> **BRIEF**: Copy out the data below as written; omit any images.

> **DATA SEGMENT**:
----
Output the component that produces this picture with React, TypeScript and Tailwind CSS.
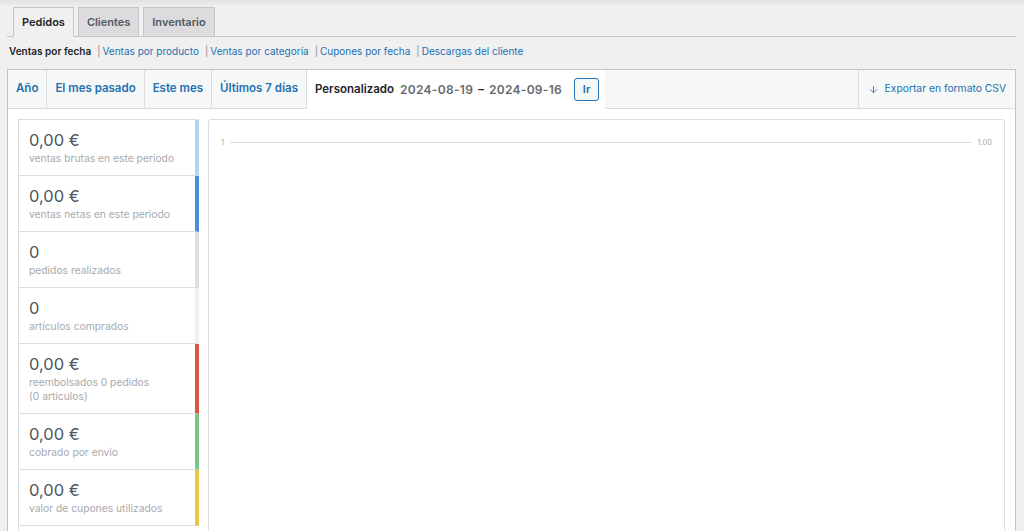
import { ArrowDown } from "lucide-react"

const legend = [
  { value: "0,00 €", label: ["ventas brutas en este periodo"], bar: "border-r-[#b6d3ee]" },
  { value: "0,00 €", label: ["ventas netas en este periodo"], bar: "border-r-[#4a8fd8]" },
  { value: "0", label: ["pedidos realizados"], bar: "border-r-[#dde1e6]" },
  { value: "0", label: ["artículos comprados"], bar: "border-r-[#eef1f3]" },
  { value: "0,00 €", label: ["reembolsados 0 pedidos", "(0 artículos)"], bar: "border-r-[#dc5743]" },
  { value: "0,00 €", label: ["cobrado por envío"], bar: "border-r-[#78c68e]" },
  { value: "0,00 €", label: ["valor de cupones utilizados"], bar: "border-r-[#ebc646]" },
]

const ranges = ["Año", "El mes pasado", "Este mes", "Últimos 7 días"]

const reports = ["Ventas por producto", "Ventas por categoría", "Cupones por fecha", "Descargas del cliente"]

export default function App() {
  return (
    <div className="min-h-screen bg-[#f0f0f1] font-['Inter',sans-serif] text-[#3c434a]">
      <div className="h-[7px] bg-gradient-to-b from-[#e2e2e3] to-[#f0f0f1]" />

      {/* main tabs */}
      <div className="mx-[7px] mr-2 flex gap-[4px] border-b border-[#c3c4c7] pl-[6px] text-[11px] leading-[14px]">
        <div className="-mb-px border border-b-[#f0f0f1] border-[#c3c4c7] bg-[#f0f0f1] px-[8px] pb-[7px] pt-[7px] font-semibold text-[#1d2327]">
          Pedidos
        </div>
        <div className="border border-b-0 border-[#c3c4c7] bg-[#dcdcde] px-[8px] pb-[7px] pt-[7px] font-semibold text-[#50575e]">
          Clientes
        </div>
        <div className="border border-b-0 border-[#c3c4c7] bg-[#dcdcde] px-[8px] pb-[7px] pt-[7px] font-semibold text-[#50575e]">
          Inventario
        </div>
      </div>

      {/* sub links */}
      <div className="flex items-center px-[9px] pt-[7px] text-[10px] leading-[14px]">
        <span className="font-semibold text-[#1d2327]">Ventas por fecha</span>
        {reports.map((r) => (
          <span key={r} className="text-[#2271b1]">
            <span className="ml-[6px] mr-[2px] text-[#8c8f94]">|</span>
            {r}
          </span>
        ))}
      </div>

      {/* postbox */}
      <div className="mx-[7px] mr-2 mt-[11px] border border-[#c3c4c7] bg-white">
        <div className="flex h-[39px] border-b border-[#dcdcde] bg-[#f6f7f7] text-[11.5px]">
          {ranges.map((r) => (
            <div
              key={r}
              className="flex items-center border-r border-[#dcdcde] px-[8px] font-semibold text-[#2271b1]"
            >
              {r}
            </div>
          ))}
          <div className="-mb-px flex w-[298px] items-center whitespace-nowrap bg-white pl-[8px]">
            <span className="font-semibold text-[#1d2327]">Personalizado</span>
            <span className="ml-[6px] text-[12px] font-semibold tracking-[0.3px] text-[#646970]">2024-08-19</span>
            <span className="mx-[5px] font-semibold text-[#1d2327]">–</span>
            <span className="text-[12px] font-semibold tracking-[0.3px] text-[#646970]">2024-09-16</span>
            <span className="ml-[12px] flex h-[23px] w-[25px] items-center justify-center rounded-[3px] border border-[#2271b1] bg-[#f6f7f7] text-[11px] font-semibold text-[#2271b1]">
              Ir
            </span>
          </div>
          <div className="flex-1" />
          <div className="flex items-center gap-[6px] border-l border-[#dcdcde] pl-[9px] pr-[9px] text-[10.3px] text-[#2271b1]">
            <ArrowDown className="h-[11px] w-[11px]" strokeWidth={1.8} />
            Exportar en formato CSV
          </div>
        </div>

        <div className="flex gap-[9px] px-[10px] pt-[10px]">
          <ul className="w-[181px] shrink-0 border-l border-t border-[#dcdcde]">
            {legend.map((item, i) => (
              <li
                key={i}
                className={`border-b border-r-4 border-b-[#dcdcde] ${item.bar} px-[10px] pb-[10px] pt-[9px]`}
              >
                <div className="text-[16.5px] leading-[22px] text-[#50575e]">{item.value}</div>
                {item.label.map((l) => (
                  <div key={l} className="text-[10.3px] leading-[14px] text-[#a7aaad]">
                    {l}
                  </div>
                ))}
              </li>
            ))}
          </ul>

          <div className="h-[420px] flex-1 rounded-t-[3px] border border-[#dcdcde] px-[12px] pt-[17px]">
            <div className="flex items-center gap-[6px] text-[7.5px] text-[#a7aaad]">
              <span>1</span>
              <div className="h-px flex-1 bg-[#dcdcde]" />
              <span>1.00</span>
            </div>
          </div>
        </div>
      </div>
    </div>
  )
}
----
> **RIGHT ANSWER**:
Output the component that produces this picture with React, TypeScript and Tailwind CSS.
import { ArrowDown } from "lucide-react"

const legend = [
  { value: "0,00 €", label: ["ventas brutas en este periodo"], bar: "border-r-[#b6d3ee]" },
  { value: "0,00 €", label: ["ventas netas en este periodo"], bar: "border-r-[#4a8fd8]" },
  { value: "0", label: ["pedidos realizados"], bar: "border-r-[#dde1e6]" },
  { value: "0", label: ["artículos comprados"], bar: "border-r-[#eef1f3]" },
  { value: "0,00 €", label: ["reembolsados 0 pedidos", "(0 artículos)"], bar: "border-r-[#dc5743]" },
  { value: "0,00 €", label: ["cobrado por envío"], bar: "border-r-[#78c68e]" },
  { value: "0,00 €", label: ["valor de cupones utilizados"], bar: "border-r-[#ebc646]" },
]

const ranges = ["Año", "El mes pasado", "Este mes", "Últimos 7 días"]

const reports = ["Ventas por producto", "Ventas por categoría", "Cupones por fecha", "Descargas del cliente"]

export default function App() {
  return (
    <div className="min-h-screen bg-[#f0f0f1] font-['Inter',sans-serif] text-[#3c434a]">
      <div className="h-[7px] bg-gradient-to-b from-[#e2e2e3] to-[#f0f0f1]" />

      {/* main tabs */}
      <div className="mx-[7px] mr-2 flex gap-[4px] border-b border-[#c3c4c7] pl-[6px] text-[11px] leading-[14px]">
        <div className="-mb-px border border-b-[#f0f0f1] border-[#c3c4c7] bg-[#f0f0f1] px-[8px] pb-[7px] pt-[7px] font-semibold text-[#1d2327]">
          Pedidos
        </div>
        <div className="border border-b-0 border-[#c3c4c7] bg-[#dcdcde] px-[8px] pb-[7px] pt-[7px] font-semibold text-[#50575e]">
          Clientes
        </div>
        <div className="border border-b-0 border-[#c3c4c7] bg-[#dcdcde] px-[8px] pb-[7px] pt-[7px] font-semibold text-[#50575e]">
          Inventario
        </div>
      </div>

      {/* sub links */}
      <div className="flex items-center px-[9px] pt-[7px] text-[10px] leading-[14px]">
        <span className="font-semibold text-[#1d2327]">Ventas por fecha</span>
        {reports.map((r) => (
          <span key={r} className="text-[#2271b1]">
            <span className="ml-[6px] mr-[2px] text-[#8c8f94]">|</span>
            {r}
          </span>
        ))}
      </div>

      {/* postbox */}
      <div className="mx-[7px] mr-2 mt-[11px] border border-[#c3c4c7] bg-white">
        <div className="flex h-[39px] border-b border-[#dcdcde] bg-[#f6f7f7] text-[11.5px]">
          {ranges.map((r) => (
            <div
              key={r}
              className="flex items-center border-r border-[#dcdcde] px-[8px] font-semibold text-[#2271b1]"
            >
              {r}
            </div>
          ))}
          <div className="-mb-px flex w-[298px] items-center whitespace-nowrap bg-white pl-[8px]">
            <span className="font-semibold text-[#1d2327]">Personalizado</span>
            <span className="ml-[6px] text-[12px] font-semibold tracking-[0.3px] text-[#646970]">2024-08-19</span>
            <span className="mx-[5px] font-semibold text-[#1d2327]">–</span>
            <span className="text-[12px] font-semibold tracking-[0.3px] text-[#646970]">2024-09-16</span>
            <span className="ml-[12px] flex h-[23px] w-[25px] items-center justify-center rounded-[3px] border border-[#2271b1] bg-[#f6f7f7] text-[11px] font-semibold text-[#2271b1]">
              Ir
            </span>
          </div>
          <div className="flex-1" />
          <div className="flex items-center gap-[6px] border-l border-[#dcdcde] pl-[9px] pr-[9px] text-[10.3px] text-[#2271b1]">
            <ArrowDown className="h-[11px] w-[11px]" strokeWidth={1.8} />
            Exportar en formato CSV
          </div>
        </div>

        <div className="flex gap-[9px] px-[10px] pt-[10px]">
          <ul className="w-[181px] shrink-0 border-l border-t border-[#dcdcde]">
            {legend.map((item, i) => (
              <li
                key={i}
                className={`border-b border-r-4 border-b-[#dcdcde] ${item.bar} px-[10px] pb-[10px] pt-[9px]`}
              >
                <div className="text-[16.5px] leading-[22px] text-[#50575e]">{item.value}</div>
                {item.label.map((l) => (
                  <div key={l} className="text-[10.3px] leading-[14px] text-[#a7aaad]">
                    {l}
                  </div>
                ))}
              </li>
            ))}
          </ul>

          <div className="h-[420px] flex-1 rounded-t-[3px] border border-[#dcdcde] px-[12px] pt-[17px]">
            <div className="flex items-center gap-[6px] text-[7.5px] text-[#a7aaad]">
              <span>1</span>
              <div className="h-px flex-1 bg-[#dcdcde]" />
              <span>1.00</span>
            </div>
          </div>
        </div>
      </div>
    </div>
  )
}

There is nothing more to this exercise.